### [REQUIRED WORK]
Write the material out again in full, word for word. Do not include the pictures.

### [SOURCE EXCERPT]
************

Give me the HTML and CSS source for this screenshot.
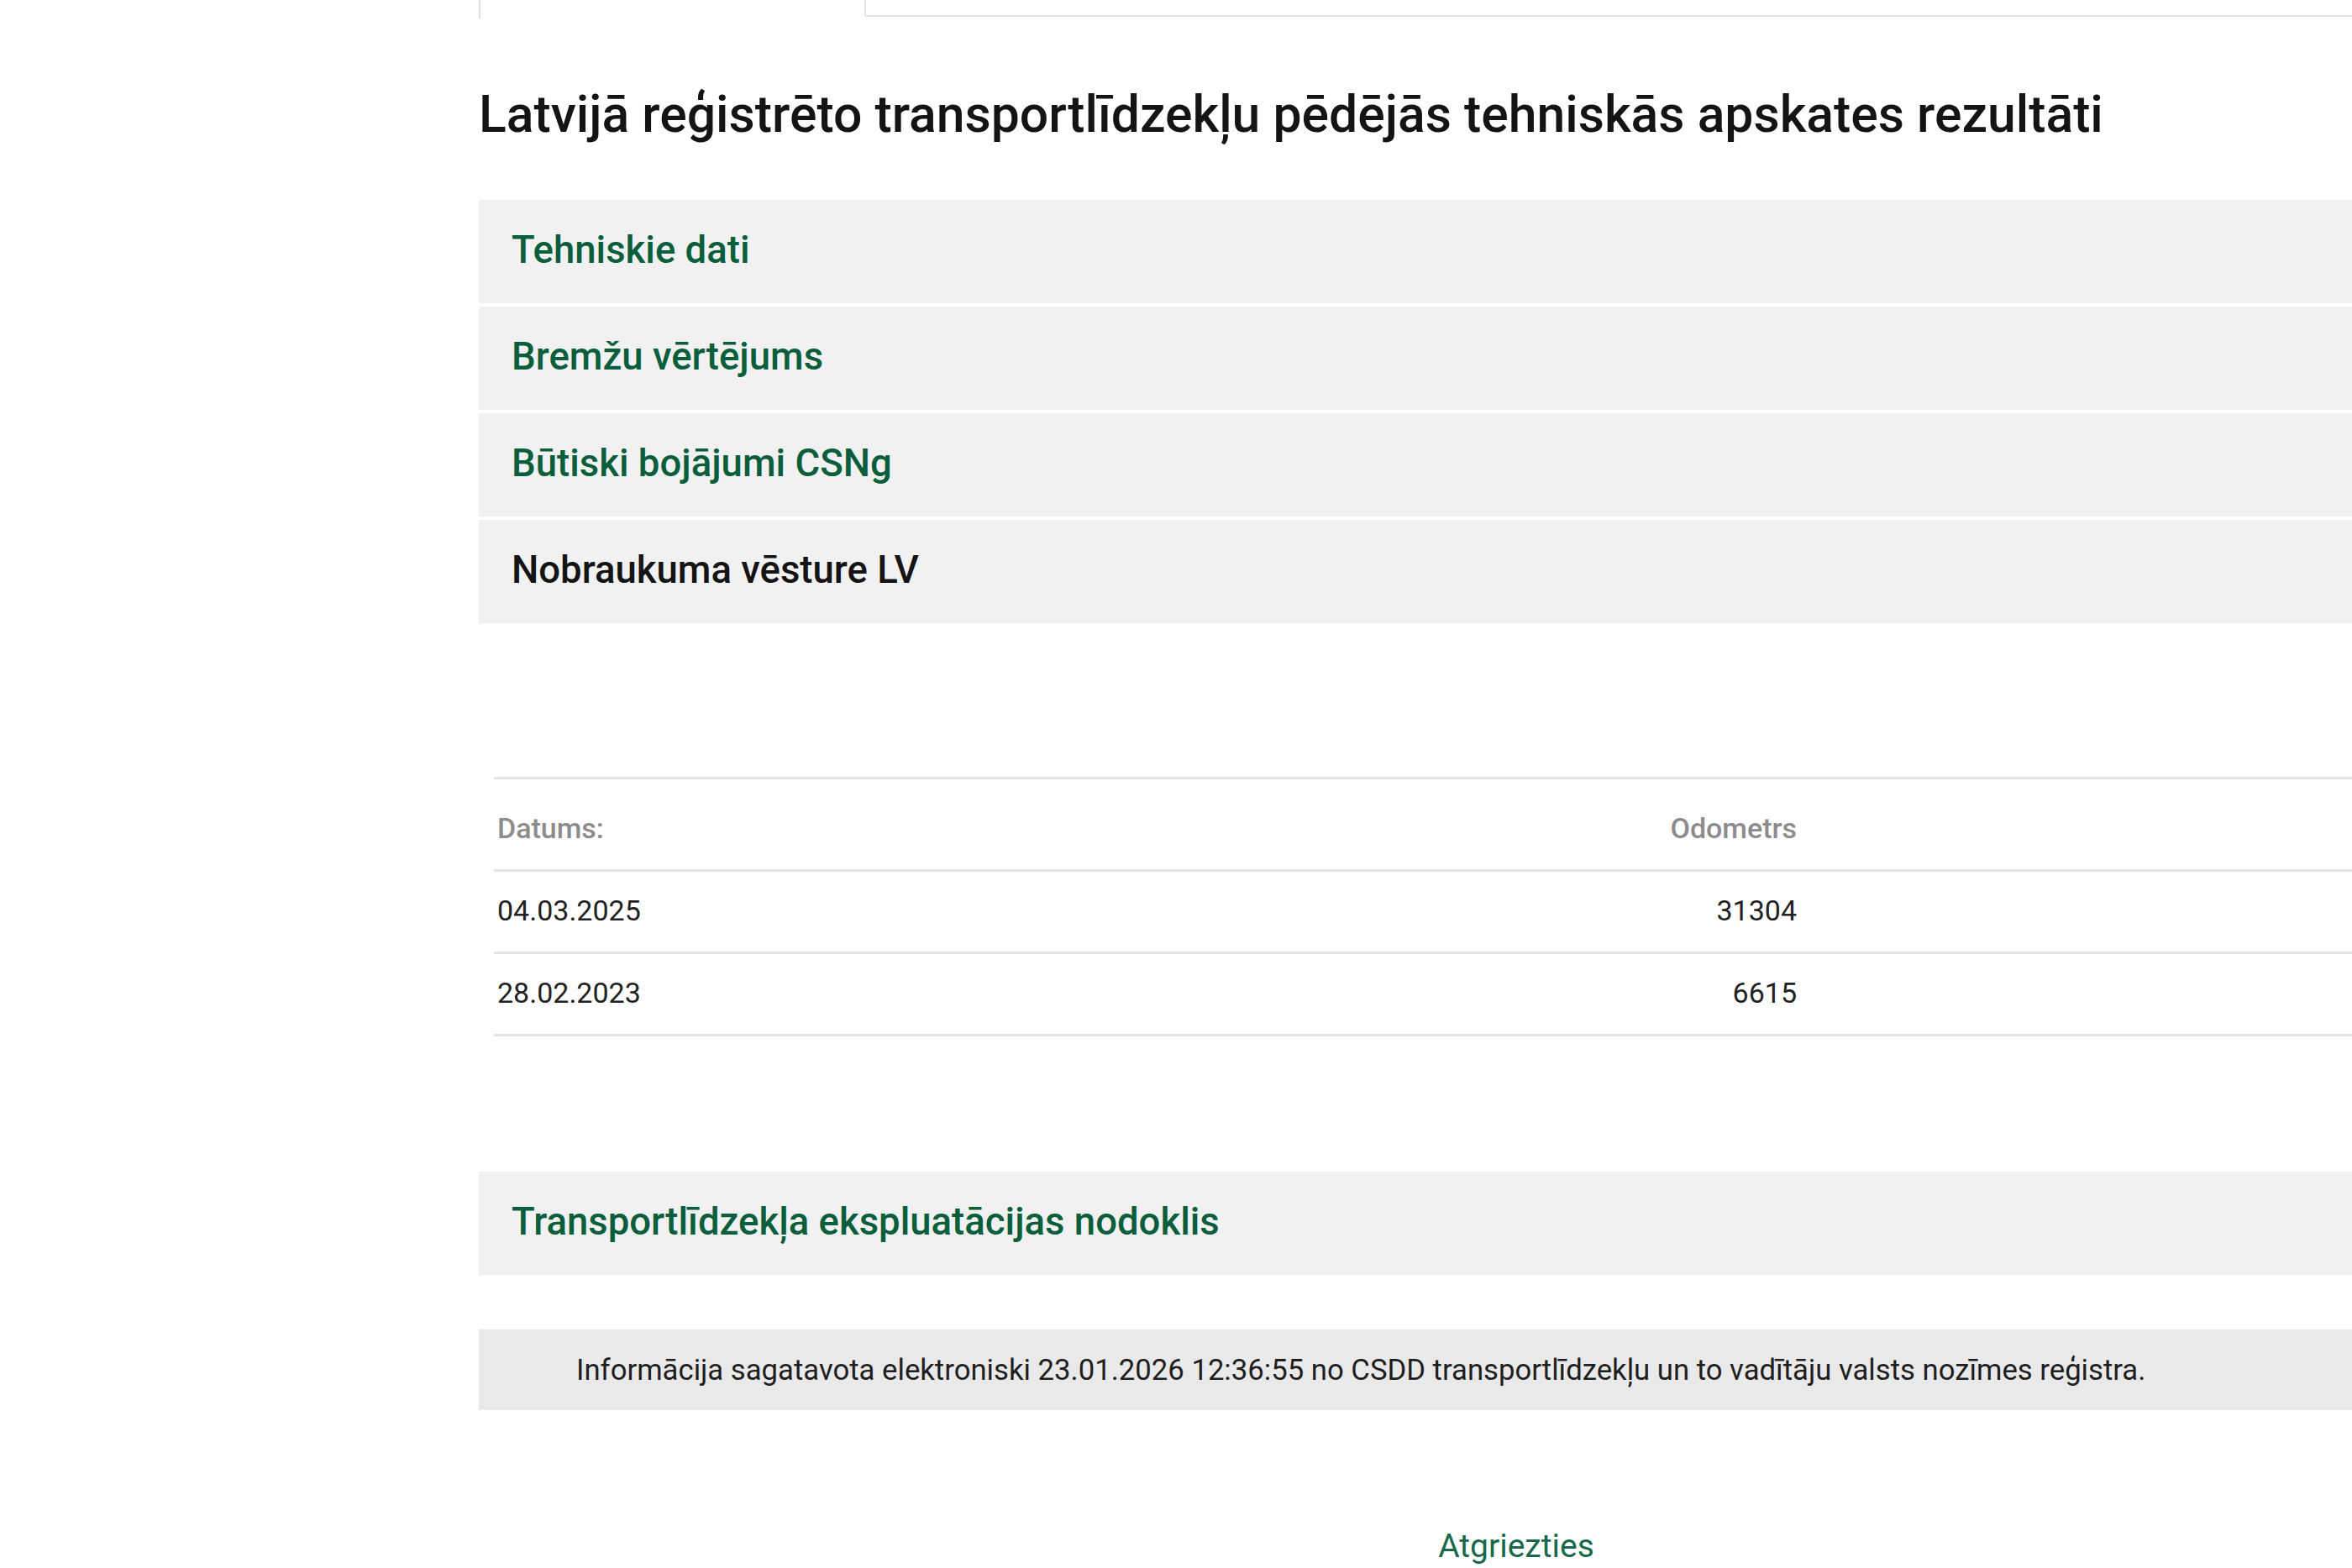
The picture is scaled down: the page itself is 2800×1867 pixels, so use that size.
FILE: index.html
```html
<!DOCTYPE html>
<html lang="lv">
<head>
  <meta charset="UTF-8">
  <meta name="viewport" content="width=device-width, initial-scale=1.0">
  <title>Tehniskās apskates rezultāti</title>
  <link rel="stylesheet" href="styles.css">
</head>
<body>
  <div class="page">
    <div class="tabs">
      <div class="tab active"></div>
      <div class="tab rest"></div>
    </div>

    <h1 class="title">Latvijā reģistrēto transportlīdzekļu pēdējās tehniskās apskates rezultāti</h1>

    <div class="accordion">
      <div class="acc-item">
        <div class="acc-head">Tehniskie dati</div>
      </div>
      <div class="acc-item">
        <div class="acc-head">Bremžu vērtējums</div>
      </div>
      <div class="acc-item">
        <div class="acc-head">Būtiski bojājumi CSNg</div>
      </div>
      <div class="acc-item open">
        <div class="acc-head">Nobraukuma vēsture LV</div>
        <div class="acc-body">
          <table class="mileage">
            <colgroup>
              <col class="col-date">
              <col class="col-odo">
              <col>
            </colgroup>
            <thead>
              <tr>
                <th>Datums:</th>
                <th class="num">Odometrs</th>
                <th></th>
              </tr>
            </thead>
            <tbody>
              <tr>
                <td>04.03.2025</td>
                <td class="num">31304</td>
                <td></td>
              </tr>
              <tr>
                <td>28.02.2023</td>
                <td class="num">6615</td>
                <td></td>
              </tr>
            </tbody>
          </table>
        </div>
      </div>
      <div class="acc-item tax">
        <div class="acc-head">Transportlīdzekļa ekspluatācijas nodoklis</div>
      </div>
    </div>

    <div class="info">Informācija sagatavota elektroniski 23.01.2026 12:36:55 no CSDD transportlīdzekļu un to vadītāju valsts nozīmes reģistra.</div>

    <div class="back"><a href="#">Atgriezties</a></div>
  </div>
</body>
</html>
```

FILE: styles.css
```css
html, body {
  margin: 0;
  overflow: hidden;
  background: #ffffff;
}
body {
  font-family: Roboto, "Noto Sans", Arial, sans-serif;
  color: #1a1a1a;
}
.page {
  width: 2470px;
  margin-left: 570px;
}
.tabs {
  display: flex;
  height: 22px;
}
.tab.active {
  width: 457px;
  border-left: 2px solid #dedede;
}
.tab.rest {
  flex: 1;
  height: 18px;
  border-left: 2px solid #e2e2e2;
  border-bottom: 2px solid #e2e2e2;
  border-bottom-left-radius: 3px;
}
.title {
  font-size: 60.7px;
  font-weight: 500;
  line-height: 72px;
  margin: 79px 0 65px;
  color: #141414;
}
.acc-item {
  margin-bottom: 4px;
}
.acc-head {
  display: flex;
  align-items: center;
  box-sizing: border-box;
  height: 123px;
  padding: 0 0 5px 39px;
  background: #f1f1f1;
  font-size: 45.5px;
  font-weight: 500;
  color: #0b5e3b;
}
.acc-item.open .acc-head {
  color: #141414;
}
.acc-body {
  padding: 183px 18px 0;
}
.mileage {
  width: 100%;
  border-collapse: collapse;
  table-layout: fixed;
  font-size: 34px;
  line-height: 40px;
}
.col-date {
  width: 712px;
}
.col-odo {
  width: 843px;
}
.mileage thead tr {
  border-top: 3px solid #e4e4e4;
}
.mileage tr {
  border-bottom: 3px solid #e4e4e4;
}
.mileage th {
  text-align: left;
  font-weight: 500;
  color: #8c8c8c;
  padding: 38px 4px 29px;
}
.mileage td {
  color: #222222;
  padding: 26px 4px 29px;
}
.mileage .num {
  text-align: right;
}
.acc-item.tax {
  margin-top: 161px;
}
.info {
  display: flex;
  align-items: center;
  height: 96px;
  margin-top: 65px;
  padding-left: 116px;
  background: #e9e9e9;
  font-size: 34.7px;
  color: #1e1e1e;
}
.back {
  text-align: center;
  margin-top: 139px;
  font-size: 39px;
  line-height: 46px;
}
.back a {
  color: #17694a;
  text-decoration: none;
}
```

************

### [OUTPUT]
Give me the HTML and CSS source for this screenshot.
The picture is scaled down: the page itself is 2800×1867 pixels, so use that size.
FILE: index.html
```html
<!DOCTYPE html>
<html lang="lv">
<head>
  <meta charset="UTF-8">
  <meta name="viewport" content="width=device-width, initial-scale=1.0">
  <title>Tehniskās apskates rezultāti</title>
  <link rel="stylesheet" href="styles.css">
</head>
<body>
  <div class="page">
    <div class="tabs">
      <div class="tab active"></div>
      <div class="tab rest"></div>
    </div>

    <h1 class="title">Latvijā reģistrēto transportlīdzekļu pēdējās tehniskās apskates rezultāti</h1>

    <div class="accordion">
      <div class="acc-item">
        <div class="acc-head">Tehniskie dati</div>
      </div>
      <div class="acc-item">
        <div class="acc-head">Bremžu vērtējums</div>
      </div>
      <div class="acc-item">
        <div class="acc-head">Būtiski bojājumi CSNg</div>
      </div>
      <div class="acc-item open">
        <div class="acc-head">Nobraukuma vēsture LV</div>
        <div class="acc-body">
          <table class="mileage">
            <colgroup>
              <col class="col-date">
              <col class="col-odo">
              <col>
            </colgroup>
            <thead>
              <tr>
                <th>Datums:</th>
                <th class="num">Odometrs</th>
                <th></th>
              </tr>
            </thead>
            <tbody>
              <tr>
                <td>04.03.2025</td>
                <td class="num">31304</td>
                <td></td>
              </tr>
              <tr>
                <td>28.02.2023</td>
                <td class="num">6615</td>
                <td></td>
              </tr>
            </tbody>
          </table>
        </div>
      </div>
      <div class="acc-item tax">
        <div class="acc-head">Transportlīdzekļa ekspluatācijas nodoklis</div>
      </div>
    </div>

    <div class="info">Informācija sagatavota elektroniski 23.01.2026 12:36:55 no CSDD transportlīdzekļu un to vadītāju valsts nozīmes reģistra.</div>

    <div class="back"><a href="#">Atgriezties</a></div>
  </div>
</body>
</html>
```

FILE: styles.css
```css
html, body {
  margin: 0;
  overflow: hidden;
  background: #ffffff;
}
body {
  font-family: Roboto, "Noto Sans", Arial, sans-serif;
  color: #1a1a1a;
}
.page {
  width: 2470px;
  margin-left: 570px;
}
.tabs {
  display: flex;
  height: 22px;
}
.tab.active {
  width: 457px;
  border-left: 2px solid #dedede;
}
.tab.rest {
  flex: 1;
  height: 18px;
  border-left: 2px solid #e2e2e2;
  border-bottom: 2px solid #e2e2e2;
  border-bottom-left-radius: 3px;
}
.title {
  font-size: 60.7px;
  font-weight: 500;
  line-height: 72px;
  margin: 79px 0 65px;
  color: #141414;
}
.acc-item {
  margin-bottom: 4px;
}
.acc-head {
  display: flex;
  align-items: center;
  box-sizing: border-box;
  height: 123px;
  padding: 0 0 5px 39px;
  background: #f1f1f1;
  font-size: 45.5px;
  font-weight: 500;
  color: #0b5e3b;
}
.acc-item.open .acc-head {
  color: #141414;
}
.acc-body {
  padding: 183px 18px 0;
}
.mileage {
  width: 100%;
  border-collapse: collapse;
  table-layout: fixed;
  font-size: 34px;
  line-height: 40px;
}
.col-date {
  width: 712px;
}
.col-odo {
  width: 843px;
}
.mileage thead tr {
  border-top: 3px solid #e4e4e4;
}
.mileage tr {
  border-bottom: 3px solid #e4e4e4;
}
.mileage th {
  text-align: left;
  font-weight: 500;
  color: #8c8c8c;
  padding: 38px 4px 29px;
}
.mileage td {
  color: #222222;
  padding: 26px 4px 29px;
}
.mileage .num {
  text-align: right;
}
.acc-item.tax {
  margin-top: 161px;
}
.info {
  display: flex;
  align-items: center;
  height: 96px;
  margin-top: 65px;
  padding-left: 116px;
  background: #e9e9e9;
  font-size: 34.7px;
  color: #1e1e1e;
}
.back {
  text-align: center;
  margin-top: 139px;
  font-size: 39px;
  line-height: 46px;
}
.back a {
  color: #17694a;
  text-decoration: none;
}
```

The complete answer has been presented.